Earning an associate’s or bachelor’s degree nursing is sufficient for many entry level positions, but if you’re serious about a taking your nursing career to the next level you should probably consider furthering your education with a Master of Science in Nursing (MSN). An MSN degree will provide you with the background, skills and intricate knowledge of nursing science and patient care required to deliver high-quality care in specialized areas, such as advanced clinical training or research. Best of all an MSN degree will qualify you for a variety of new career possibilities.

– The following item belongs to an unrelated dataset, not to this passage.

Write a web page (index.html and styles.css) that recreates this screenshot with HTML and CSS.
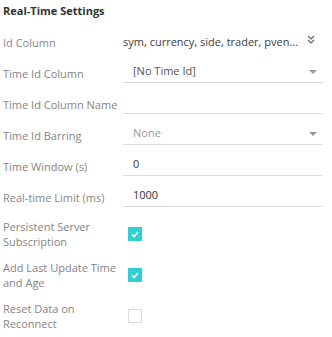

Nurses who have earned an MSN degree are called advanced practice nurses (APNs). Advanced practice nurses today deliver health care services and treatments that were previously delivered only by medical doctors. The advanced practice services provided by APNs usually fall into one of the following areas:
- Nurse Practitioner (NP)
- Clinical Nurse Specialist (CNS)
- Certified Nurse Anesthetist (CRNA)
- Certified Nurse-Midwife (CNM)
The Master’s of Science in Nursing Program
The typical Master of Science in Nursing degree program takes 1 to 2 years to complete. Nursing professionals who have specific career goals may combine their MSN, via a joint degree program, with a master’s level education in business administration, healthcare administration or public health.

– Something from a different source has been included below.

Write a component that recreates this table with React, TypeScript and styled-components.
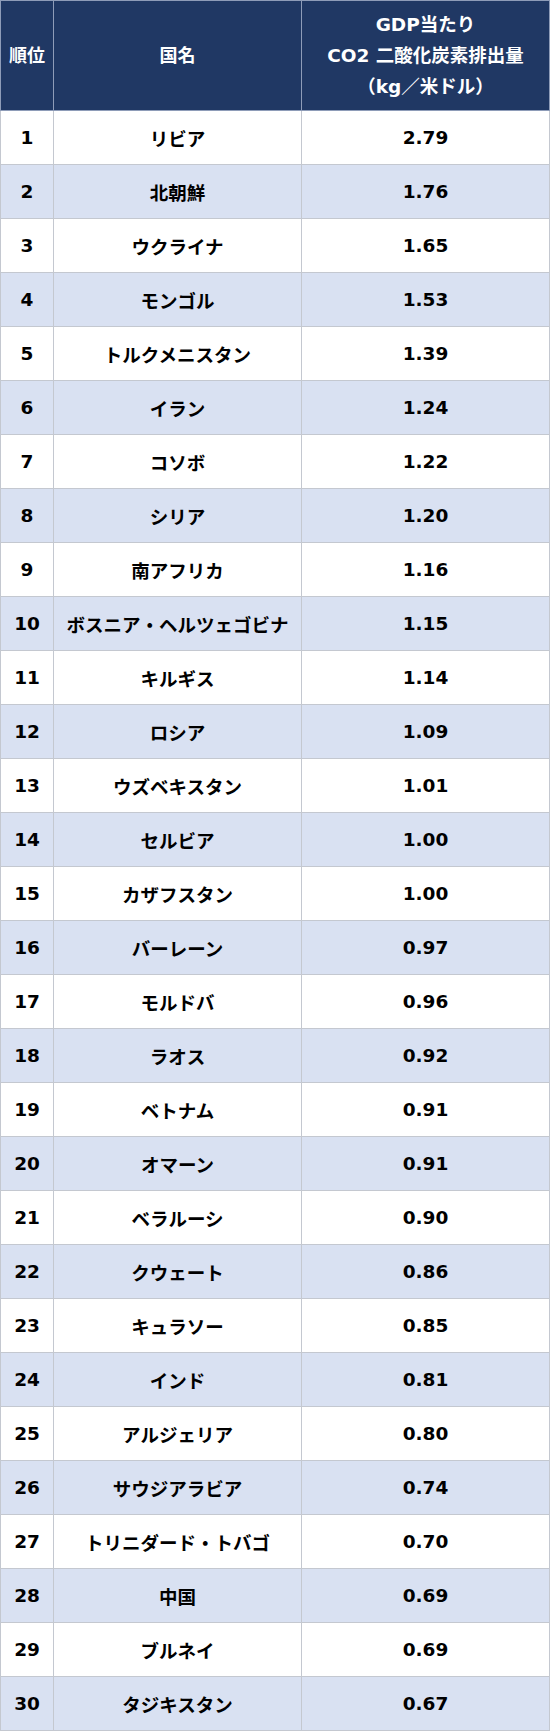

The majority of MSN programs have the following prerequisites:
- You must be a licensed RN
- You most possess a Bachelor of Science in Nursing (BSN) degree from an accredited school
- You must have earned a minimum GPA and/or GRE score
- You must have sufficient experience
Types of MSN Degree Programs
There are four types of Master of Science in Nursing (MSN) degrees. These include the following:
- RN to MSN – This program is designed for RNs who have already earned a Bachelor of Science in Nursing (BSN) and want to earn their Master of Science in Nursing (MSN) degree. The RN-to-MSN degree program allows RNs to apply credit earned during their BSN program towards their MSN degree. RN-to-MSN classes and course are typically tailored to meet the specific needs of the student.
- Direct Entry MSN – The Direct Entry MSN program is designed for professionals who have earned a bachelor’s degree in a non-nursing field and want to make a career change into nursing. The Direct Entry MSN offers students credit for having completed liberal arts requirements via another non-nursing degree program. The Direct Entry MSN is somewhat accelerated and usually takes three years to complete. During the first year of the program, students take entry-level nursing courses that focus on the basics of nursing science and patient care. The last two years of study are devoted to preparing the student for licensure as an RN and providing them with specialized training in a specific area of nursing.

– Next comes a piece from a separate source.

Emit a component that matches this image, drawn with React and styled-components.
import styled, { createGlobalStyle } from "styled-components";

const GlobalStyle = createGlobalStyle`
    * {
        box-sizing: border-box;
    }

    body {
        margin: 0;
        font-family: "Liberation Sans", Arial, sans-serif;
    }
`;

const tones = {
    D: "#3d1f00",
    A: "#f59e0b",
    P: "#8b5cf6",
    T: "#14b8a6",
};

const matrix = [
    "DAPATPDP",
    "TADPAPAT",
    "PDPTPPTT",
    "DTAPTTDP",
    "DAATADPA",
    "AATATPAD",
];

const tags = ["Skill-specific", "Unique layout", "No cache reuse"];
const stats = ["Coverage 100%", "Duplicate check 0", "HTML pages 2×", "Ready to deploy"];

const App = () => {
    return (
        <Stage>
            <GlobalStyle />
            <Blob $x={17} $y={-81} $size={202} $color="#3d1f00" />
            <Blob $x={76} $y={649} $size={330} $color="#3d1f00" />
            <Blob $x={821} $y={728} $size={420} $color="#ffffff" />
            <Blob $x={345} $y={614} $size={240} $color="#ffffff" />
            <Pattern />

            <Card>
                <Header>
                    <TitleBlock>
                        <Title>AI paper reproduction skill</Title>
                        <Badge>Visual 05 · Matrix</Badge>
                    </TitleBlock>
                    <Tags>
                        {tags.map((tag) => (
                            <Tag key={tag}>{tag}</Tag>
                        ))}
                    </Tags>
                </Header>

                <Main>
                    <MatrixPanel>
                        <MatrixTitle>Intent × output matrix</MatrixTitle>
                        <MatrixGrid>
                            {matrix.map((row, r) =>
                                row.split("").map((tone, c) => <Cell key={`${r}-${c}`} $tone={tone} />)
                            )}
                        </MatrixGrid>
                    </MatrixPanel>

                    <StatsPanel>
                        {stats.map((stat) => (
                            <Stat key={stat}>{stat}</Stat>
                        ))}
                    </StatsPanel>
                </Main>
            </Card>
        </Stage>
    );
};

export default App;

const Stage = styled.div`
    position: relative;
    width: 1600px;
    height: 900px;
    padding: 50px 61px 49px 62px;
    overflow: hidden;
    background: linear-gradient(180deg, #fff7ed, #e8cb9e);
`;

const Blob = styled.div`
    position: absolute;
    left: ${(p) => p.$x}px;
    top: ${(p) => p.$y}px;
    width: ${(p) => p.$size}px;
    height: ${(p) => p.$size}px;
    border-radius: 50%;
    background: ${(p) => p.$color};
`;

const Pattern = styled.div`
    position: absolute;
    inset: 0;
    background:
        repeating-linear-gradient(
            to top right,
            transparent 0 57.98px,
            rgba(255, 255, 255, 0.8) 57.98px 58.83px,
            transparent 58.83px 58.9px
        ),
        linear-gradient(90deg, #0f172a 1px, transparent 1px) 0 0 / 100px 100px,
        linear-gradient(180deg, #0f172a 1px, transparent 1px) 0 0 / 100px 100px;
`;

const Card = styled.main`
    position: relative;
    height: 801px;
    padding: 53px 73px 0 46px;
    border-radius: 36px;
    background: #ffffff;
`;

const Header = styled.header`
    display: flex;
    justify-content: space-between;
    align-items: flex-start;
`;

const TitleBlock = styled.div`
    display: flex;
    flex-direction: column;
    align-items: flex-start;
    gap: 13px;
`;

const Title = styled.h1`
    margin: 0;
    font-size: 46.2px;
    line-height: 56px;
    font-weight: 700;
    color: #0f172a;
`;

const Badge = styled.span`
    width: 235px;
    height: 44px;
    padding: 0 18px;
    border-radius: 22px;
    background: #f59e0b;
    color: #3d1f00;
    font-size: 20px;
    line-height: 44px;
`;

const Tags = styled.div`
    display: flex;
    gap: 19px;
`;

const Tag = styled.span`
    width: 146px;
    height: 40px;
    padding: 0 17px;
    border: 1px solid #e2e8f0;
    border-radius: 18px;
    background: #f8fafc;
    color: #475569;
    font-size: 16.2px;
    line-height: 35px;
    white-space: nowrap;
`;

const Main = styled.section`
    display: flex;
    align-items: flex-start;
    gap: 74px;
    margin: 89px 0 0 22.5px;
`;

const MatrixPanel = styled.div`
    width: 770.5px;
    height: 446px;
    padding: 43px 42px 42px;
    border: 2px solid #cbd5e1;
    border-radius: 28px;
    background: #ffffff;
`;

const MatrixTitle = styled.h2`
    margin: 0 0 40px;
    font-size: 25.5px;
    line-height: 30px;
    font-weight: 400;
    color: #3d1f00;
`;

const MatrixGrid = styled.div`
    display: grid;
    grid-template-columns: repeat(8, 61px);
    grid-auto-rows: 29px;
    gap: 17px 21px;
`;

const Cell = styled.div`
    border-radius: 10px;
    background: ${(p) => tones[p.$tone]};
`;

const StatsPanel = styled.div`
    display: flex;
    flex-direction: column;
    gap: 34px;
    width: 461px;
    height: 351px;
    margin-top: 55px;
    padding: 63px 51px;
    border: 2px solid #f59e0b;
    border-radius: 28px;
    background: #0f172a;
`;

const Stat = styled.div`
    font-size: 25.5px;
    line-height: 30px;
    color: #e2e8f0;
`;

- Post-Master’s Certificate – This certificate programs is designed for registered nurses who have already earned an MSN degree but want to add to their specialized education with an additional credential. This program helps nurses gain specialized training in specific areas of nursing and can lead to additional career advancement opportunities.
- Post-Certificate Master’s – Today most states and employers are requiring that advanced practice nurses have a Master’s of Science in Nursing (MSN) degree. However, it hasn’t always been that way. In the past, nurses could become an advanced practice nurse with only a bachelor’s degree and hands-on training. The Post-Certificate Master’s is an accelerated MSN program designed to help practicing Certified Registered Nurse Anesthetists (CRNA’s), Certified Nurse Practitioners (CNP’s) and Certified Nurse-Midwives (CNM’s) who don’t have an MSN to earn their MSN in the shortest amount of time possible. This program allows advanced practice nurses to apply credit toward their MSN degree based on previous education and experience.